Metadata-Version: 2.4
Name: aiokdb
Version: 0.1.36
Summary: Pure Python asyncio connector to KDB
Author-email: Chris Shucksmith <chris@shucksmith.co.uk>
Project-URL: Homepage, https://github.com/TeaEngineering/aiokdb
Project-URL: Issues, https://github.com/TeaEngineering/aiokdb/issues
Classifier: Programming Language :: Python :: 3.8
Classifier: Programming Language :: Python :: 3.9
Classifier: Programming Language :: Python :: 3.10
Classifier: Programming Language :: Python :: 3.11
Classifier: Programming Language :: Python :: 3.12
Classifier: License :: OSI Approved :: MIT License
Classifier: Operating System :: OS Independent
Requires-Python: >=3.8
Description-Content-Type: text/markdown
License-File: LICENSE
Dynamic: license-file

![Python versions](https://img.shields.io/pypi/pyversions/aiokdb.svg) ![GitHub Actions Workflow Status](https://img.shields.io/github/actions/workflow/status/TeaEngineering/aiokdb/check.yml) [![PyPI version](https://badge.fury.io/py/aiokdb.svg)](https://badge.fury.io/py/aiokdb)
[![FOSSA Status](https://app.fossa.com/api/projects/git%2Bgithub.com%2FTeaEngineering%2Faiokdb.svg?type=shield)](https://app.fossa.com/projects/git%2Bgithub.com%2FTeaEngineering%2Faiokdb?ref=badge_shield)

# aiokdb
Python asyncio connector to KDB. Pure python, so does not depend on the `k.h` bindings or kdb shared objects, or numpy/pandas. Fully type hinted to comply with `PEP-561`. No non-core dependencies, and tested on Python 3.8 - 3.12.

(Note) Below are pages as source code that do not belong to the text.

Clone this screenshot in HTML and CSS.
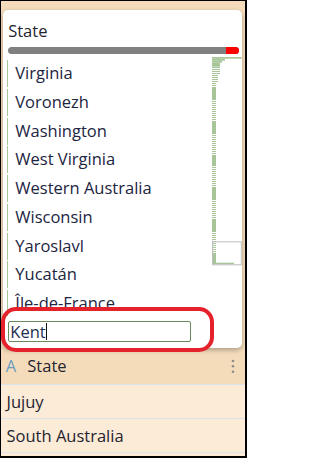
FILE: index.html
```html
<!DOCTYPE html>
<html>
<head>
<meta charset="utf-8">
<link rel="stylesheet" href="styles.css">
</head>
<body>
<div class="frame">
  <div class="upper">
    <div class="card">
      <div class="title">State</div>
      <div class="hbar"><div class="hbar-end"></div></div>
      <div class="body">
        <div class="list">
          <div class="item"><div class="seg">Virginia</div></div>
          <div class="item"><div class="seg">Voronezh</div></div>
          <div class="item"><div class="seg">Washington</div></div>
          <div class="item"><div class="seg">West Virginia</div></div>
          <div class="item"><div class="seg">Western Australia</div></div>
          <div class="item"><div class="seg">Wisconsin</div></div>
          <div class="item"><div class="seg">Yaroslavl</div></div>
          <div class="item"><div class="seg">Yucatán</div></div>
          <div class="item"><div class="seg">Île-de-France</div></div>
        </div>
        <svg class="minimap" width="30" height="209" viewBox="0 0 30 209">
          <defs>
            <pattern id="st" width="30" height="2" patternUnits="userSpaceOnUse">
              <rect x="0" y="0" width="30" height="1" fill="#a7c598"/>
            </pattern>
          </defs>
          <g fill="#a7c598">
            <rect x="0" y="0" width="29.7" height="1.7"/>
            <rect x="0" y="1.7" width="13" height="2"/>
            <rect x="0" y="3.7" width="10" height="2"/>
            <rect x="0" y="5.7" width="8" height="4"/>
            <rect x="0" y="10" width="8" height="8" fill="url(#st)"/>
            <rect x="0" y="18" width="6" height="8" fill="url(#st)"/>
            <rect x="0" y="26" width="4" height="5" fill="url(#st)"/>
            <rect x="0" y="31" width="4" height="12"/>
            <rect x="0" y="44" width="4" height="20" fill="url(#st)"/>
            <rect x="0" y="64" width="4" height="12"/>
            <rect x="0" y="76" width="4" height="22" fill="url(#st)"/>
            <rect x="0" y="98" width="4" height="11"/>
            <rect x="0" y="110" width="4" height="20" fill="url(#st)"/>
            <rect x="0" y="130" width="4" height="12"/>
            <rect x="0" y="142" width="4" height="21" fill="url(#st)"/>
            <rect x="0" y="163" width="4" height="12"/>
            <rect x="0" y="176" width="4" height="20" fill="url(#st)"/>
            <rect x="0" y="196" width="4" height="10"/>
            <rect x="0" y="205.7" width="22" height="1.6"/>
          </g>
          <rect x="0.5" y="184.8" width="28.8" height="23" fill="none" stroke="#bdbdbd" stroke-width="1"/>
        </svg>
      </div>
      <div class="search"><span class="search-text">Kent</span><span class="caret"></span></div>
    </div>
    <div class="header">
      <span class="type-icon">A</span>
      <span class="header-label">State</span>
      <svg class="kebab" width="4" height="16" viewBox="0 0 4 16">
        <circle cx="2" cy="2" r="1.3" fill="#8c8c8c"/>
        <circle cx="2" cy="7.3" r="1.3" fill="#8c8c8c"/>
        <circle cx="2" cy="12.8" r="1.3" fill="#8c8c8c"/>
      </svg>
    </div>
  </div>
  <div class="row">Jujuy</div>
  <div class="row">South Australia</div>
  <div class="highlight"></div>
</div>
</body>
</html>
```
FILE: styles.css
```css
html, body {
  margin: 0;
  padding: 0;
}
body {
  width: 247px;
  height: 458px;
  font-family: "Open Sans", "Liberation Sans", sans-serif;
  font-size: 16.5px;
}
.frame {
  position: relative;
  box-sizing: border-box;
  width: 247px;
  height: 458px;
  border-style: solid;
  border-color: #000;
  border-width: 1px 2px 2px 1px;
  background: #fcebd7;
  overflow: hidden;
}
.upper {
  background: #f4dcbb;
  padding: 9px 3.3px 0 1.7px;
}
.card {
  background: #fff;
  border-radius: 5px;
  box-shadow: 0 2px 5px rgba(0, 0, 0, 0.3);
  padding: 0 0 6px 0;
  position: relative;
  z-index: 1;
}
.title {
  padding: 10.5px 0 0 5.5px;
  line-height: 20px;
  color: #1f2430;
}
.hbar {
  margin: 6.5px 3px 0 5px;
  height: 7px;
  border-radius: 3.5px;
  background: #808080;
  display: flex;
  justify-content: flex-end;
  overflow: hidden;
}
.hbar-end {
  width: 13px;
  height: 100%;
  background: #ff0000;
}
.body {
  margin-top: 3px;
  height: 259px;
  display: flex;
  overflow: hidden;
}
.list {
  flex: 1;
  padding-top: 1.25px;
  padding-left: 4.6px;
  min-width: 0;
}
.item {
  height: 28.75px;
  box-sizing: border-box;
  padding-top: 1.75px;
}
.seg {
  height: 27px;
  border-left: 1.5px solid #a7c598;
  padding-left: 7px;
  line-height: 25px;
  color: #1c2541;
  white-space: nowrap;
}
.minimap {
  display: block;
  flex: none;
  width: 30px;
  height: 209px;
}
.search {
  margin: 5px 0 0 5.6px;
  width: 182.4px;
  height: 21.3px;
  box-sizing: border-box;
  border: 1px solid #6b8a5b;
  border-radius: 2px;
  display: flex;
  align-items: center;
  padding-left: 1px;
  color: #1e3050;
  line-height: 19px;
}
.caret {
  display: inline-block;
  width: 0;
  height: 17px;
  border-left: 1px solid #111;
  margin-left: 0.5px;
}
.header {
  height: 35.7px;
  display: flex;
  align-items: center;
  padding-left: 4.8px;
  border-bottom: 1px solid #dbe2e9;
  margin: 0 -3.3px 0 -1.7px;
  color: #1f2430;
}
.type-icon {
  color: #6b9cc2;
  width: 21.5px;
  line-height: 20px;
}
.header-label {
  flex: 1;
  line-height: 20px;
}
.kebab {
  display: block;
  margin-right: 10.5px;
  margin-top: 1px;
}
.row {
  height: 33px;
  line-height: 33px;
  padding-left: 5.5px;
  border-bottom: 1px solid #dbe2e9;
  color: #1f2430;
}
.highlight {
  position: absolute;
  left: 0;
  top: 306.3px;
  width: 213px;
  height: 44.5px;
  box-sizing: border-box;
  border: 4.3px solid #e5212b;
  border-radius: 15px;
  z-index: 2;
}
```
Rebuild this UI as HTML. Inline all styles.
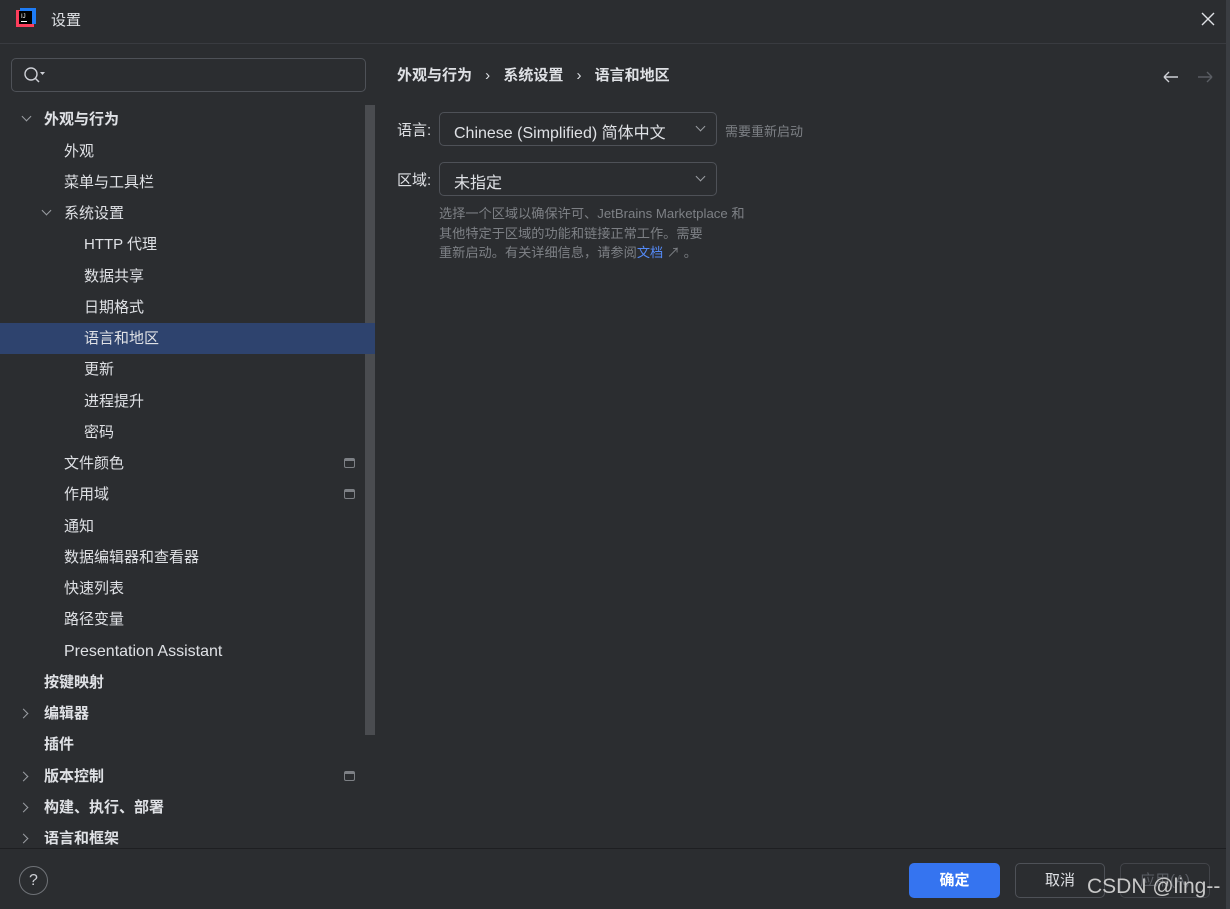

## Peer review & motivation

[qPython](https://github.com/exxeleron/qPython) is a widely used library for this task that maps KDB tables to Pandas Dataframes. Sometimes a dependency on numpy/pandas is not desired, or the dynamic type mapping might be unwanted.

This library takes a different approach and aims to replicate using the KDB C-library functions, ie. being 100% explicit about KDB types. It was built working from the publicly documented [Serialisation Examples](https://code.kx.com/q/kb/serialization/) and [C API for kdb+](https://code.kx.com/q/wp/capi/) pages. Users might also need to be familiar with [k.h](https://github.com/KxSystems/ffi/blob/master/include/k.h).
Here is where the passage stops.